- [JOB]:
Find the string "page" in the records. Copy every line it appears in.

(Interface markup and scripts)
===

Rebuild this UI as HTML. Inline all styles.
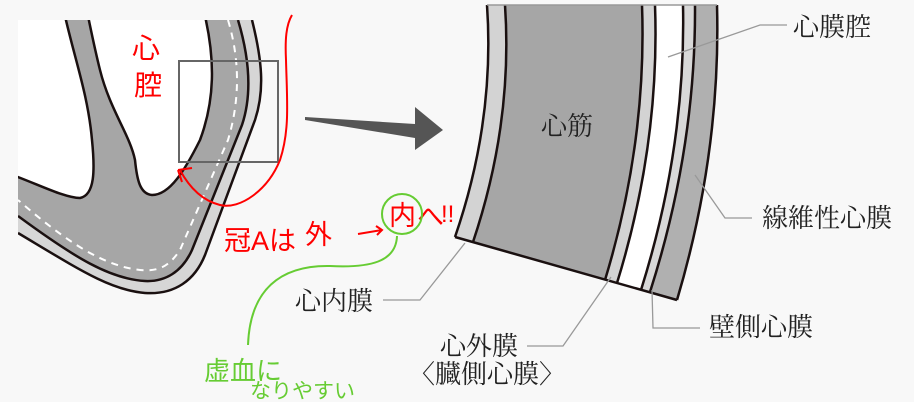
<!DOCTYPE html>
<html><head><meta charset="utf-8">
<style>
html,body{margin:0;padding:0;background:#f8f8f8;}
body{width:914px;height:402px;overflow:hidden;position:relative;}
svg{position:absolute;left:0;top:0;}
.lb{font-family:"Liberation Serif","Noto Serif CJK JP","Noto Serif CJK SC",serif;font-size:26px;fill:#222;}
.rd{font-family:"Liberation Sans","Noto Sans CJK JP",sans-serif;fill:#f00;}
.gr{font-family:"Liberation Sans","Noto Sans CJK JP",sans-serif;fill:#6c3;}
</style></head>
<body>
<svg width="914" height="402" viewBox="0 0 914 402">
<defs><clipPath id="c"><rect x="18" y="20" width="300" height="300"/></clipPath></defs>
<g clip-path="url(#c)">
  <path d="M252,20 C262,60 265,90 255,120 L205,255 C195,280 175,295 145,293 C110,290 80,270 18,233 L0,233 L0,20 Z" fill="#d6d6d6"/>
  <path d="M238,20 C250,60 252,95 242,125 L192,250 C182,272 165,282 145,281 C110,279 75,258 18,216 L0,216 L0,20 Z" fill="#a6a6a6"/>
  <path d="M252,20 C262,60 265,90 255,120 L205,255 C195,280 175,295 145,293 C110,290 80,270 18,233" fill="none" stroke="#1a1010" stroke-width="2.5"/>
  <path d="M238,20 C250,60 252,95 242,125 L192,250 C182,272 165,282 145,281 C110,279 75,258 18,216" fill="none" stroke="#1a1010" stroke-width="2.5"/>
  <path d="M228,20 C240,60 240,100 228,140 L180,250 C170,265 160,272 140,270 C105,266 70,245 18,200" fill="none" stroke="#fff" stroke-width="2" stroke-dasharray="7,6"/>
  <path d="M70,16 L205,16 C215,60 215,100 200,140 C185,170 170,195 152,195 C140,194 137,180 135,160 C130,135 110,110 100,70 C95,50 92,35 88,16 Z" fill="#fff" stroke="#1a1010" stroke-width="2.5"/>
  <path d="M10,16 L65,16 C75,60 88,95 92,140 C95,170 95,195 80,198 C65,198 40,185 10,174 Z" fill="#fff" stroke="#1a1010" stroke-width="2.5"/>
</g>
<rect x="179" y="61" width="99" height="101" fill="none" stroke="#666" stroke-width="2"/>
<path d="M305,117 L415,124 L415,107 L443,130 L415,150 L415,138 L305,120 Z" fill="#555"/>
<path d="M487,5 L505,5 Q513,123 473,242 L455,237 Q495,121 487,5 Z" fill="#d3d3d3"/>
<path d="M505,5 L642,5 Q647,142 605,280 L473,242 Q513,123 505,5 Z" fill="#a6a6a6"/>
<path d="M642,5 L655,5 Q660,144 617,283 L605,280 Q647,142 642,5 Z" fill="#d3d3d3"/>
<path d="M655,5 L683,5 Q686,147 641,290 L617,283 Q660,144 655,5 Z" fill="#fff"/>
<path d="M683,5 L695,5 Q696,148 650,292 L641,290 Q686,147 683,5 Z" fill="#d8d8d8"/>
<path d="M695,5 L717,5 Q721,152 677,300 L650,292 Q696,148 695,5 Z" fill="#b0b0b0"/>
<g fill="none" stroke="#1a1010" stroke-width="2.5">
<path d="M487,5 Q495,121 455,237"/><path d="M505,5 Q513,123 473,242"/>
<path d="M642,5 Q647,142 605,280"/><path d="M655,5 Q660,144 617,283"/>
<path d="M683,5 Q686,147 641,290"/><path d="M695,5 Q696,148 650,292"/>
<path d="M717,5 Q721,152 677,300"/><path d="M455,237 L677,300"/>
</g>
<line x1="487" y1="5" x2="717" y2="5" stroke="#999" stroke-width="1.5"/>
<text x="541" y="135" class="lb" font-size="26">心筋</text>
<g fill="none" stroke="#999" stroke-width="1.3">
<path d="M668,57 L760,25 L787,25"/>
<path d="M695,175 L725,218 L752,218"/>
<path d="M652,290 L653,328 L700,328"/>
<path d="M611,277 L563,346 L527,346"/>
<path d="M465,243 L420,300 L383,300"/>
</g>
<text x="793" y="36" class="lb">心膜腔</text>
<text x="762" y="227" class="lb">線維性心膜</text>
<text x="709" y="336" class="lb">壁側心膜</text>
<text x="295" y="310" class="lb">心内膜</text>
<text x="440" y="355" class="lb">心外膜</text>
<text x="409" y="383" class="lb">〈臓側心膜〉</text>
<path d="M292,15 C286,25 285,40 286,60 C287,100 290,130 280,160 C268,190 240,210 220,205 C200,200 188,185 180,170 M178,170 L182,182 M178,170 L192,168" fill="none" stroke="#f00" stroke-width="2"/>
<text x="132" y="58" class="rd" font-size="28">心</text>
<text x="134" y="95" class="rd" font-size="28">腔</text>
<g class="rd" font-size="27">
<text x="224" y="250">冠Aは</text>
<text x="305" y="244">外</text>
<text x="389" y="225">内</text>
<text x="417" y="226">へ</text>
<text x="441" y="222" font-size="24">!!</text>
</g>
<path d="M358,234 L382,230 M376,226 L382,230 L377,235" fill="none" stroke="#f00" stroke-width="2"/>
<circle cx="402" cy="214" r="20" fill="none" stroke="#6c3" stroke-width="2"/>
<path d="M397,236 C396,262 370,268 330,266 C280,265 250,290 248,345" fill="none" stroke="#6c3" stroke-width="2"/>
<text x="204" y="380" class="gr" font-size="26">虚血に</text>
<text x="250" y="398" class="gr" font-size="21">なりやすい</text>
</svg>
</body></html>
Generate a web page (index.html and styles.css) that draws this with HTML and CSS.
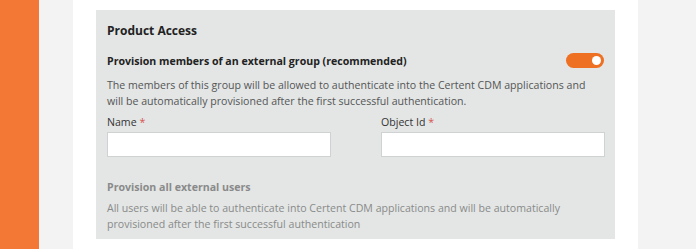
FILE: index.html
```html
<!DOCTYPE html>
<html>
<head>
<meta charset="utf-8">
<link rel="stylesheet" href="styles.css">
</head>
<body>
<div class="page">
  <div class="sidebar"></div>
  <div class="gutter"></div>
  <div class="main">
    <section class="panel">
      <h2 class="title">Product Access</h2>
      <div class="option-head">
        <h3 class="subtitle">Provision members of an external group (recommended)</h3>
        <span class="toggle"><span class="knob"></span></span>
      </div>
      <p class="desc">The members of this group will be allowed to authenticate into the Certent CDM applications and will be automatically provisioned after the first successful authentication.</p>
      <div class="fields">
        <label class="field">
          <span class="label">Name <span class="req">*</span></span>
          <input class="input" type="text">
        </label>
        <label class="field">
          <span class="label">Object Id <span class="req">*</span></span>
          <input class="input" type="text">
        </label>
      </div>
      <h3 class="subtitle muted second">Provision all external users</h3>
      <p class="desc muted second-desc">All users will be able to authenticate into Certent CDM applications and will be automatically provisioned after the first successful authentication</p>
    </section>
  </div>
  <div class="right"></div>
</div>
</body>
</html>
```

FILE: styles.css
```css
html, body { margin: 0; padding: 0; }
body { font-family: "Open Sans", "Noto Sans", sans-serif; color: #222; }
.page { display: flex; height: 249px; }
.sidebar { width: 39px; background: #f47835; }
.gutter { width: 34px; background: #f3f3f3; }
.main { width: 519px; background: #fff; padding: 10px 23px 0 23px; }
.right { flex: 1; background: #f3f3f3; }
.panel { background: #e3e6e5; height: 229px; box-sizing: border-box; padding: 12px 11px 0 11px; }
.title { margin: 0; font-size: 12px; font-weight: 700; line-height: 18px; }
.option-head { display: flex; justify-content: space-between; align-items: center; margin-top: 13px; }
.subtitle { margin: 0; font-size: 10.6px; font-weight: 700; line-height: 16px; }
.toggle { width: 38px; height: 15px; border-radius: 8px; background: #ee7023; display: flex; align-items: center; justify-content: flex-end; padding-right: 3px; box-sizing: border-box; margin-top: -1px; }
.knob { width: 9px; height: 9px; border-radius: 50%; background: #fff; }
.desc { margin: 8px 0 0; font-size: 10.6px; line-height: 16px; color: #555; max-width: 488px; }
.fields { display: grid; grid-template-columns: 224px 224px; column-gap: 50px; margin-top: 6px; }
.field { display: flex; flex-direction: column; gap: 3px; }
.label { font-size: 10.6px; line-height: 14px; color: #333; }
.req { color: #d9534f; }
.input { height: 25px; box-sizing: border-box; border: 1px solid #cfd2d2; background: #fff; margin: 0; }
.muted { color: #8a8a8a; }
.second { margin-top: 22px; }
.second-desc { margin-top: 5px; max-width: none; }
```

===

- [WORKED ANSWER]:
Generate a web page (index.html and styles.css) that draws this with HTML and CSS.
<div class="page">
.page { display: flex; height: 249px; }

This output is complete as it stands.